Il s'intéressa aussi au jeddischdaitsch, au judéo-alsacien. Son ouvrage Des mots d'origine hébraïque ou araméenne du judéo-alsacien parlé au début du  siècle à Grussenheim, manuscrit vu et complété par Joseph Bloch en 1964, parut en photocopie en une trentaine d'exemplaires qu'il envoya à ses amis (1970).

En 1972 il écrivit  Remarques sur l'état civil des Juifs de Haute Alsace entre 1784 et 1799. Le manuscrit ne fut pas imprimé mais fut déposé sous forme de photocopies dans diverses bibliothèques, comme la Jewish National and University Library of Jerusalem.
En 1975, dans la Revue des sciences sociales de la France de l'Est, et en collaboration avec Freddy Raphaël, il décrivit la Coupe de la Hevra ka-Kavranim, la coupe en argent de la confrérie des Enterreurs de Colmar.

Mais l'œuvre maîtresse de Salomon Picard demeure le répertoire de tous les contrats de mariage juifs déposés auprès des notaires royaux et des Stadtschreiber de Haute-Alsace de 1701 jusqu'à la Révolution. Le manuscrit comprend deux parties: la première est un répertoire par notariat, la seconde, un répertoire par nom de famille. C'est un important travail destiné à rendre d'immenses services à tous ceux qui font de la recherche généalogique, et prêt à être déposé chez un imprimeur. Mais à sa modestie, à sa timidité naturelle venait s'ajouter le poids des ans. Schlomo Picard était trop vieux pour courir les éditeurs. Généreusement, il déposa un exemplaire dactylographié aux Archives départementales du Haut-Rhin, un autre au Cercle généalogique d'Alsace, il enverra un exemplaire au Dr Cohen, directeur des Archives centrales à Jérusalem, un autre encore à Moché Catane. Il proposa le manuscrit au Leon Jacek Institut à New-York, mais dans sa naïveté, Salomon Picard pensa qu'il pourrait leur demander quelques dollars qui lui paieraient ses frais. Le Leon Baeck Institut envoya un de ses correspondants examiner le manuscrit. Sans doute l'avis de celui-ci fut négatif, car l'affaire n'eut pas de suite.

Au cours de la dernière année de sa vie, j'avais entretenu une correspondance suivie avec lui. J'avais commencé mes tables chronologiques des rabbins de la campagne alsacienne et je l'avais prié de m'aider pour le Haut-Rhin, ce qu'il fit bien volontiers.
J'ai par la suite confronté notre travail commun avec le résultat des recherches faites dans le même domaine par André Aron Fraenckel.
Ces tables chronologiques ont été publiées dans l'Encyclopédie d'Alsace, dans son volume 10, sous notre triple signature, André Aron Fraenckel, Salomon Picard et Robert Weyl.
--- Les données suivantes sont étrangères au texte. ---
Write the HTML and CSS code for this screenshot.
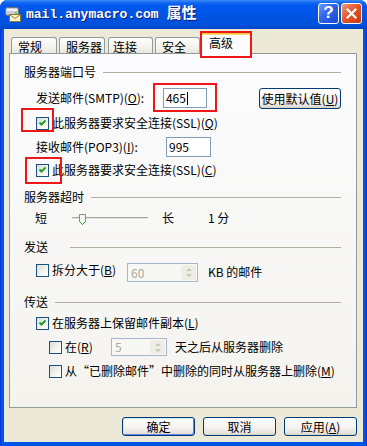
FILE: index.html
```html
<!DOCTYPE html>
<html lang="zh-CN">
<head>
  <meta charset="UTF-8" />
  <title>mail.anymacro.com 属性</title>
  <link rel="stylesheet" href="styles.css">
</head>
<body>

  <div class="window">
    <div class="titlebar">
      <svg class="app-icon" width="18" height="16" viewBox="0 0 18 16">
        <rect x="1.5" y="1.5" width="13" height="8" rx="2" fill="#c9ccd3" stroke="#6b7079"/>
        <rect x="3" y="3" width="10" height="2" fill="#eef0f4"/>
        <circle cx="12" cy="7" r="1" fill="#2fc43a"/>
        <rect x="5.5" y="8.5" width="11" height="7" fill="#fff5c8" stroke="#8a7a3a"/>
        <path d="M5.5 8.5 L11 12.5 L16.5 8.5" fill="none" stroke="#8a7a3a"/>
      </svg>
      <span class="title">mail.anymacro.com <span class="cjk">属性</span></span>
      <div class="caption-btns">
        <span class="cap-btn help">?</span>
        <span class="cap-btn close">
          <svg width="11" height="11" viewBox="0 0 11 11"><path d="M1.5 1.5 L9.5 9.5 M9.5 1.5 L1.5 9.5" stroke="#fff" stroke-width="2.2" stroke-linecap="square"/></svg>
        </span>
      </div>
    </div>

    <div class="client">
      <div class="tabs">
        <div class="tab t1">常规</div>
        <div class="tab t2">服务器</div>
        <div class="tab t3">连接</div>
        <div class="tab t4">安全</div>
        <div class="tab active">高级</div>
      </div>

      <div class="page">
        <div class="group-head"><span>服务器端口号</span><i class="rule"></i></div>

        <div class="row port smtp">
          <span class="field-label">发送邮件(SMTP)(<u>O</u>):</span>
          <div class="textbox">465<span class="caret"></span></div>
          <span class="btn default-val">使用默认值(<u>U</u>)</span>
        </div>
        <div class="row check-row c1">
          <span class="check on"></span><span>此服务器要求安全连接(SSL)(<u>Q</u>)</span>
        </div>

        <div class="row port pop">
          <span class="field-label">接收邮件(POP3)(<u>I</u>):</span>
          <div class="textbox">995</div>
        </div>
        <div class="row check-row c2">
          <span class="check on"></span><span>此服务器要求安全连接(SSL)(<u>C</u>)</span>
        </div>

        <div class="group-head g2"><span>服务器超时</span><i class="rule"></i></div>
        <div class="row slider-row">
          <span class="short">短</span>
          <svg class="slider" width="80" height="14" viewBox="0 0 80 14">
            <line x1="1" y1="5.5" x2="77" y2="5.5" stroke="#a7a6a0"/>
            <line x1="1" y1="6.5" x2="77" y2="6.5" stroke="#e2e1da"/>
            <line x1="1" y1="7.5" x2="77" y2="7.5" stroke="#ffffff"/>
            <path d="M8.5 2.5 H14.5 V9.5 L11.5 12.5 L8.5 9.5 Z" fill="#f6f6f3" stroke="#8c8b85"/>
            <path d="M8.5 9.5 L11.5 12.5 L14.5 9.5" fill="none" stroke="#21a121"/>
          </svg>
          <span class="long">长</span>
          <span class="mins">1 分</span>
        </div>

        <div class="group-head g3"><span>发送</span><i class="rule"></i></div>
        <div class="row split-row">
          <span class="check-unit w91"><span class="check"></span><span>拆分大于(<u>B</u>)</span></span>
          <div class="spin w71">60<span class="spin-btns"><i class="up"></i><i class="down"></i></span></div>
          <span class="after">KB 的邮件</span>
        </div>

        <div class="group-head g4"><span>传送</span><i class="rule"></i></div>
        <div class="row check-row c4">
          <span class="check on"></span><span>在服务器上保留邮件副本(<u>L</u>)</span>
        </div>
        <div class="row days-row">
          <span class="check-unit w62"><span class="check"></span><span>在(<u>R</u>)</span></span>
          <div class="spin w56">5<span class="spin-btns"><i class="up"></i><i class="down"></i></span></div>
          <span class="after">天之后从服务器删除</span>
        </div>
        <div class="row check-row c6">
          <span class="check"></span><span>从“已删除邮件”中删除的同时从服务器上删除(<u>M</u>)</span>
        </div>
      </div>

      <div class="buttons">
        <span class="btn default">确定</span>
        <span class="btn">取消</span>
        <span class="btn">应用(<u>A</u>)</span>
      </div>
    </div>

    <!-- red annotation boxes -->
    <div class="mark m1"></div>
    <div class="mark m2"></div>
    <div class="mark m3"></div>
    <div class="mark m4"></div>
  </div>

</body>
</html>
```

FILE: styles.css
```css
* {
  box-sizing: border-box;
}
html, body {
  margin: 0;
  background: #ffffff;
}
body {
  font-family: "Noto Sans CJK SC", "Noto Sans", sans-serif;
  font-size: 12px;
  line-height: 16px;
  color: #000;
}
u {
  text-decoration: underline;
  text-underline-offset: 1px;
}

.window {
  position: relative;
  width: 367px;
  height: 446px;
  background: linear-gradient(90deg, #0831d9 0, #0055e5 2px, #0055e5 365px, #0831d9 367px);
  border-radius: 7px 7px 0 0;
  display: flex;
  flex-direction: column;
  overflow: hidden;
}

/* title bar */
.titlebar {
  height: 29px;
  flex: none;
  display: flex;
  align-items: center;
  padding: 0 5px 0 4px;
  background: linear-gradient(#3d8cf7 0, #0f64ef 3px, #0058ee 6px, #0055e5 50%, #0051dc 85%, #0046c6 100%);
  border-radius: 7px 7px 0 0;
}
.app-icon {
  flex: none;
  margin-top: -1px;
}
.title {
  margin-left: 4px;
  font-family: "Liberation Mono", monospace;
  font-size: 13px;
  font-weight: bold;
  color: #fff;
  text-shadow: 1px 1px 0 #0a1e7d;
  white-space: nowrap;
  margin-top: -3px;
}
.title .cjk {
  font-family: "Noto Sans CJK SC", sans-serif;
  font-size: 15px;
}
.caption-btns {
  margin-left: auto;
  display: flex;
  gap: 2px;
  margin-top: -3px;
}
.cap-btn {
  width: 21px;
  height: 21px;
  border: 1px solid #fff;
  border-radius: 3px;
  display: flex;
  align-items: center;
  justify-content: center;
}
.help {
  background: linear-gradient(135deg, #6c9bff 0, #2f63ea 45%, #1a49d0 100%);
  color: #fff;
  font-family: "Liberation Sans", sans-serif;
  font-weight: bold;
  font-size: 17px;
}
.close {
  background: linear-gradient(135deg, #f29b7a 0, #e2582f 45%, #c9360d 100%);
}

/* client area */
.client {
  flex: 1;
  margin: 0 4px 4px 4px;
  background: #ece9d8;
  padding: 2px 6px 0 5px;
  display: flex;
  flex-direction: column;
}

.tabs {
  height: 22px;
  display: flex;
  align-items: flex-end;
  padding-left: 2px;
}
.tab {
  height: 16px;
  border: 1px solid #919b9c;
  border-bottom: 0;
  border-radius: 3px 3px 0 0;
  background: linear-gradient(#ffffff, #f3f2ec 60%, #e7e6df);
  padding-left: 6px;
  line-height: 18px;
  white-space: nowrap;
}
.t1 { width: 46px; }
.t2 { width: 46px; margin-left: 2px; }
.t3 { width: 45px; margin-left: 3px; padding-left: 4px; }
.t4 { width: 45px; margin-left: 2px; }
.tab.active {
  position: relative;
  z-index: 1;
  width: 50px;
  height: 23px;
  margin-left: 1px;
  margin-bottom: -1px;
  background: #fcfcfe;
  border-top: 3px solid #ffc73c;
  box-shadow: inset 0 1px 0 #ffd96b;
  padding-left: 7px;
  line-height: 18px;
}

.page {
  height: 355px;
  flex: none;
  border: 1px solid #919b9c;
  background: linear-gradient(#fcfcfe, #f4f3ee);
  padding: 10px 15px 0 14px;
}

.group-head {
  height: 16px;
  display: flex;
  align-items: center;
}
.group-head .rule {
  flex: 1;
  height: 1px;
  margin-left: 7px;
  background: #b0ada1;
}
.g2 { margin-top: 11px; }
.g3 { margin-top: 13px; }
.g3 .rule { margin-left: 22px; }
.g4 { margin-top: 12px; }

.row {
  display: flex;
  align-items: flex-start;
  padding-left: 12px;
  white-space: nowrap;
}

.port {
  height: 21px;
}
.smtp { margin-top: 8px; }
.pop { margin-top: 6px; height: 20px; }
.field-label {
  width: 130px;
  line-height: 20px;
}
.textbox {
  width: 45px;
  height: 20px;
  border: 1px solid #7f9db9;
  background: #fff;
  padding-left: 2px;
  line-height: 18px;
  display: flex;
  align-items: center;
}
.caret {
  width: 1px;
  height: 13px;
  background: #000;
  margin-left: 1px;
}

.btn {
  display: flex;
  align-items: center;
  justify-content: center;
  border: 1px solid #003c74;
  border-radius: 3px;
  background: linear-gradient(#ffffff, #f3f2ee 60%, #e4e1d8 90%, #d6d0c5);
  white-space: nowrap;
}
.default-val {
  width: 84px;
  height: 21px;
  margin-left: 52px;
}

.check-row {
  height: 16px;
  align-items: center;
}
.check-row .check {
  margin-right: 3px;
}
.c1 { margin-top: 6px; }
.c2 { margin-top: 5px; }
.c4 { margin-top: 5px; }
.c6 { margin-top: 7px; padding-left: 25px; }

.check {
  flex: none;
  width: 13px;
  height: 13px;
  border: 1px solid #1c5180;
  background: linear-gradient(135deg, #dcdcd7 0, #f4f4f1 60%, #fff 100%);
}
.check.on {
  background: url("data:image/svg+xml,%3Csvg xmlns='http://www.w3.org/2000/svg' width='11' height='11' viewBox='0 0 11 11'%3E%3Cpath d='M2.5 4.5 L4.5 6.5 L8.5 2.5' fill='none' stroke='%2321a121' stroke-width='2'/%3E%3C/svg%3E") no-repeat center, linear-gradient(135deg, #dcdcd7 0, #f4f4f1 60%, #fff 100%);
}

.check-unit {
  display: flex;
  align-items: center;
  height: 16px;
  gap: 3px;
}
.w91 { width: 91px; }
.w62 { width: 62px; }

.slider-row {
  margin-top: 5px;
  height: 16px;
  align-items: center;
  padding-left: 11px;
}
.short { width: 36px; }
.slider { margin-top: 1px; }
.long { margin-left: 11px; width: 46px; }

.split-row {
  margin-top: 7px;
  height: 20px;
}
.days-row {
  margin-top: 7px;
  height: 18px;
  padding-left: 25px;
}
.days-row .check-unit { margin-top: 1px; }

.spin {
  position: relative;
  border: 1px solid #a4b7cf;
  background: #f7f7f4;
  color: #aca899;
  padding-left: 3px;
  display: flex;
  align-items: center;
}
.w71 { width: 71px; height: 19px; margin-top: 1px; }
.w56 { width: 56px; height: 18px; }
.spin-btns {
  position: absolute;
  top: 1px;
  right: 1px;
  bottom: 1px;
  width: 15px;
  border-radius: 2px;
  background: #eeede6;
  display: flex;
  flex-direction: column;
  align-items: center;
  justify-content: center;
  gap: 3px;
}
.spin-btns i {
  width: 0;
  height: 0;
  border-left: 3px solid transparent;
  border-right: 3px solid transparent;
}
.spin-btns .up { border-bottom: 3px solid #c9c7ba; }
.spin-btns .down { border-top: 3px solid #c9c7ba; }
.after {
  line-height: 20px;
}
.split-row .after { margin-left: 10px; }
.days-row .after { margin-left: 8px; line-height: 18px; }

.buttons {
  margin-top: 9px;
  display: flex;
  justify-content: flex-end;
  gap: 8px;
}
.buttons .btn {
  width: 73px;
  height: 19px;
}
.buttons .btn.default {
  box-shadow: inset 1px 1px 0 #cee7ff, inset -1px -1px 0 #6982ee;
}

/* annotation boxes laid over the dialog */
.mark {
  position: absolute;
  border: 2px solid #ee1616;
  z-index: 5;
}
.m1 { left: 200px; top: 31px; width: 52px; height: 27px; }
.m2 { left: 153px; top: 83px; width: 64px; height: 29px; }
.m3 { left: 21px; top: 108px; width: 33px; height: 24px; }
.m4 { left: 25px; top: 157px; width: 37px; height: 27px; }
```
Il avait été oblige de quitter son logement de Colmar, et il ne l'avait fait qu'à regret. Il se retira dans la maison de retraite de Pfastatt au cours de l'été 1982. Il avait emporté ses importantes archives ce qui lui permettait de continuer à travailler et à répondre à ses correspondants. Il mourut le 8 novembre 1983. Il avait exprimé la volonté que ses archives soient remises après sa mort à notre Société. Je ne suis entré en possession de ces archives qu'en novembre 1985, deux années après sa mort. Je regrette ce retard, car certaines de ses notes m'auraient bien été utiles pour certaines notices fournies à l'Encylcopédie d'Alsace.

Les Archives Salomon Picard, je les ai classées provisoirement après en avoir pris connaissance, pièce par pièce, document après document. Elles présentent un volume d'environ un mètre cube. Sa correspondance n'est pas la partie la moins intéressante. Elle est presque toujours à sens unique. Le correspondant pose des questions et Salomon Picard répond. Quelques fois le correspondant publie, sans donner ses sources.

Son penchant pour les sciences exactes, les mathématiques, la physique, la botanique avaient fait de Salomon Picard un chercheur d'une grande probité intellectuelle. Il était aussi un homme serviable d'une grande gentillesse, et de ce fait, il se faisait exploiter. Il le savait, car sa gentillesse ne l'avait pas aveuglé au point d'en perdre le sens critique.
Salomon Picard était pris d'une peur panique lorsqu'il devait parler en public, et, il le disait lui-même, il n'avait pas de talent pour écrire.

Il avait essayé de mettre en forme une histoire de la Ville de Paille, un sujet qui l'intéressait vivement, et j'ai retrouvé son essai. Puis, en 1974, il écrivit à Gilbert Cahen, archiviste départemental à Metz, pour lui offrir toute la documentation s'il voulait bien publier l'histoire de cette ville. Gilbert Cahen déclina l'offre, n'étant pas véritablement intéressé par l'Alsace, et il se dirigea sur Georges Weill. Il existe une abondante correspondance entre Salomon Picard et Georges Weill, archiviste des Hauts-de-Seine, mais l'histoire de la Ville de Paille est à peine effleurée.